## Stated problem
Pictures within the data are to be left out; everything else must be reproduced exactly.

## Information provided
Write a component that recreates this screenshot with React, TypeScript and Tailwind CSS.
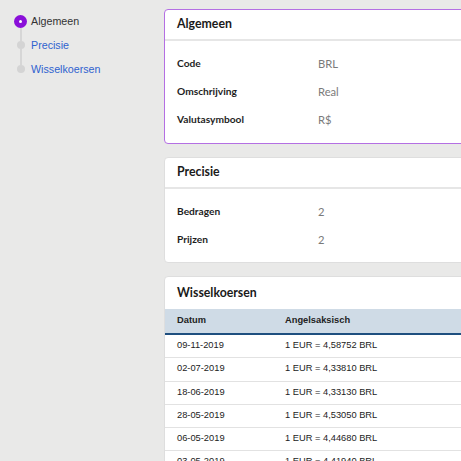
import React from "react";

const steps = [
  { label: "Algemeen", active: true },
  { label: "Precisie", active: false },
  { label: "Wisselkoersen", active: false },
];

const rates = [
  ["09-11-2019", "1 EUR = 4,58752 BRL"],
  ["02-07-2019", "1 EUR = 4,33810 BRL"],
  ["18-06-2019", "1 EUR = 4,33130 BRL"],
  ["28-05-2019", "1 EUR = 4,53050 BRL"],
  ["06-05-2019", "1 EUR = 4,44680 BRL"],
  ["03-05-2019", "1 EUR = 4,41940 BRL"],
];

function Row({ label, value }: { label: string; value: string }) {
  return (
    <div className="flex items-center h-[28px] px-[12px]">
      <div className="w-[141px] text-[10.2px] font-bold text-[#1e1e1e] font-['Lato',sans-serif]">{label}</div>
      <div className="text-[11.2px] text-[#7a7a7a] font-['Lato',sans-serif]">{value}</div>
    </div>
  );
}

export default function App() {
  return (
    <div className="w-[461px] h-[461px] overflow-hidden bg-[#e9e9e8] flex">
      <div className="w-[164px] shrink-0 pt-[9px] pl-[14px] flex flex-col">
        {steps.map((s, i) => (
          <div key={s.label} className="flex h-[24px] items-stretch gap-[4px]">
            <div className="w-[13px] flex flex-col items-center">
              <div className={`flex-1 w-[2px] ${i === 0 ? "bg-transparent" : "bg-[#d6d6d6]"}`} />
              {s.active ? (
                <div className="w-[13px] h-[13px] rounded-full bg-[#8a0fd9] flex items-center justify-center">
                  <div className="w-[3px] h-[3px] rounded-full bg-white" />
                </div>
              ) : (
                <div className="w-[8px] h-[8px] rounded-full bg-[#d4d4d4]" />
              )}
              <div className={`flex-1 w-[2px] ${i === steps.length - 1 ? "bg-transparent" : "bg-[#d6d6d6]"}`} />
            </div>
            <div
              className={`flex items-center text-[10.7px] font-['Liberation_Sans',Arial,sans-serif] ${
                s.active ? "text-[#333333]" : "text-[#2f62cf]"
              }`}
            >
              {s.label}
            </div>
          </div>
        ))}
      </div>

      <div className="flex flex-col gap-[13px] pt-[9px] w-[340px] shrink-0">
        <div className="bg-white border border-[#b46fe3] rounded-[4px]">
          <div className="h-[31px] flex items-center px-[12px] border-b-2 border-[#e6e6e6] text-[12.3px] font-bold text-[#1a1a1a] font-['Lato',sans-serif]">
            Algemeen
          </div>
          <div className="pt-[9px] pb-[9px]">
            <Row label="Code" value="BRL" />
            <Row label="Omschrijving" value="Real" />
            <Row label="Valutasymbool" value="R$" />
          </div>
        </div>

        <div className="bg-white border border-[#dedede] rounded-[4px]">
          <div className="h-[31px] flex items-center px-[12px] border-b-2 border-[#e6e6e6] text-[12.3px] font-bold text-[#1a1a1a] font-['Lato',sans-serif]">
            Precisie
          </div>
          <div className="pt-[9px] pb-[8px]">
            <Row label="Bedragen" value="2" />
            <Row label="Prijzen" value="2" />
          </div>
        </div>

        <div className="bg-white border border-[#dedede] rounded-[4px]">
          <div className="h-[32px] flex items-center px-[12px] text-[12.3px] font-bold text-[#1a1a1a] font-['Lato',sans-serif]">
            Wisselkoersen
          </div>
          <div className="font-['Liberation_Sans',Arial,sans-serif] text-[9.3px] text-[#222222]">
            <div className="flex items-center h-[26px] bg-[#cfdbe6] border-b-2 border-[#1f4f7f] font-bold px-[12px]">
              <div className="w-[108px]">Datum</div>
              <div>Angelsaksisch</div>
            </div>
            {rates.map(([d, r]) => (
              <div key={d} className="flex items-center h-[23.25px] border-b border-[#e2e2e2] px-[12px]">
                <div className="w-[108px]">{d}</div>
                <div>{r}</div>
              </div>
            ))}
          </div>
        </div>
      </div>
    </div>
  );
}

## Problem solution
Write a component that recreates this screenshot with React, TypeScript and Tailwind CSS.
import React from "react";

const steps = [
  { label: "Algemeen", active: true },
  { label: "Precisie", active: false },
  { label: "Wisselkoersen", active: false },
];

const rates = [
  ["09-11-2019", "1 EUR = 4,58752 BRL"],
  ["02-07-2019", "1 EUR = 4,33810 BRL"],
  ["18-06-2019", "1 EUR = 4,33130 BRL"],
  ["28-05-2019", "1 EUR = 4,53050 BRL"],
  ["06-05-2019", "1 EUR = 4,44680 BRL"],
  ["03-05-2019", "1 EUR = 4,41940 BRL"],
];

function Row({ label, value }: { label: string; value: string }) {
  return (
    <div className="flex items-center h-[28px] px-[12px]">
      <div className="w-[141px] text-[10.2px] font-bold text-[#1e1e1e] font-['Lato',sans-serif]">{label}</div>
      <div className="text-[11.2px] text-[#7a7a7a] font-['Lato',sans-serif]">{value}</div>
    </div>
  );
}

export default function App() {
  return (
    <div className="w-[461px] h-[461px] overflow-hidden bg-[#e9e9e8] flex">
      <div className="w-[164px] shrink-0 pt-[9px] pl-[14px] flex flex-col">
        {steps.map((s, i) => (
          <div key={s.label} className="flex h-[24px] items-stretch gap-[4px]">
            <div className="w-[13px] flex flex-col items-center">
              <div className={`flex-1 w-[2px] ${i === 0 ? "bg-transparent" : "bg-[#d6d6d6]"}`} />
              {s.active ? (
                <div className="w-[13px] h-[13px] rounded-full bg-[#8a0fd9] flex items-center justify-center">
                  <div className="w-[3px] h-[3px] rounded-full bg-white" />
                </div>
              ) : (
                <div className="w-[8px] h-[8px] rounded-full bg-[#d4d4d4]" />
              )}
              <div className={`flex-1 w-[2px] ${i === steps.length - 1 ? "bg-transparent" : "bg-[#d6d6d6]"}`} />
            </div>
            <div
              className={`flex items-center text-[10.7px] font-['Liberation_Sans',Arial,sans-serif] ${
                s.active ? "text-[#333333]" : "text-[#2f62cf]"
              }`}
            >
              {s.label}
            </div>
          </div>
        ))}
      </div>

      <div className="flex flex-col gap-[13px] pt-[9px] w-[340px] shrink-0">
        <div className="bg-white border border-[#b46fe3] rounded-[4px]">
          <div className="h-[31px] flex items-center px-[12px] border-b-2 border-[#e6e6e6] text-[12.3px] font-bold text-[#1a1a1a] font-['Lato',sans-serif]">
            Algemeen
          </div>
          <div className="pt-[9px] pb-[9px]">
            <Row label="Code" value="BRL" />
            <Row label="Omschrijving" value="Real" />
            <Row label="Valutasymbool" value="R$" />
          </div>
        </div>

        <div className="bg-white border border-[#dedede] rounded-[4px]">
          <div className="h-[31px] flex items-center px-[12px] border-b-2 border-[#e6e6e6] text-[12.3px] font-bold text-[#1a1a1a] font-['Lato',sans-serif]">
            Precisie
          </div>
          <div className="pt-[9px] pb-[8px]">
            <Row label="Bedragen" value="2" />
            <Row label="Prijzen" value="2" />
          </div>
        </div>

        <div className="bg-white border border-[#dedede] rounded-[4px]">
          <div className="h-[32px] flex items-center px-[12px] text-[12.3px] font-bold text-[#1a1a1a] font-['Lato',sans-serif]">
            Wisselkoersen
          </div>
          <div className="font-['Liberation_Sans',Arial,sans-serif] text-[9.3px] text-[#222222]">
            <div className="flex items-center h-[26px] bg-[#cfdbe6] border-b-2 border-[#1f4f7f] font-bold px-[12px]">
              <div className="w-[108px]">Datum</div>
              <div>Angelsaksisch</div>
            </div>
            {rates.map(([d, r]) => (
              <div key={d} className="flex items-center h-[23.25px] border-b border-[#e2e2e2] px-[12px]">
                <div className="w-[108px]">{d}</div>
                <div>{r}</div>
              </div>
            ))}
          </div>
        </div>
      </div>
    </div>
  );
}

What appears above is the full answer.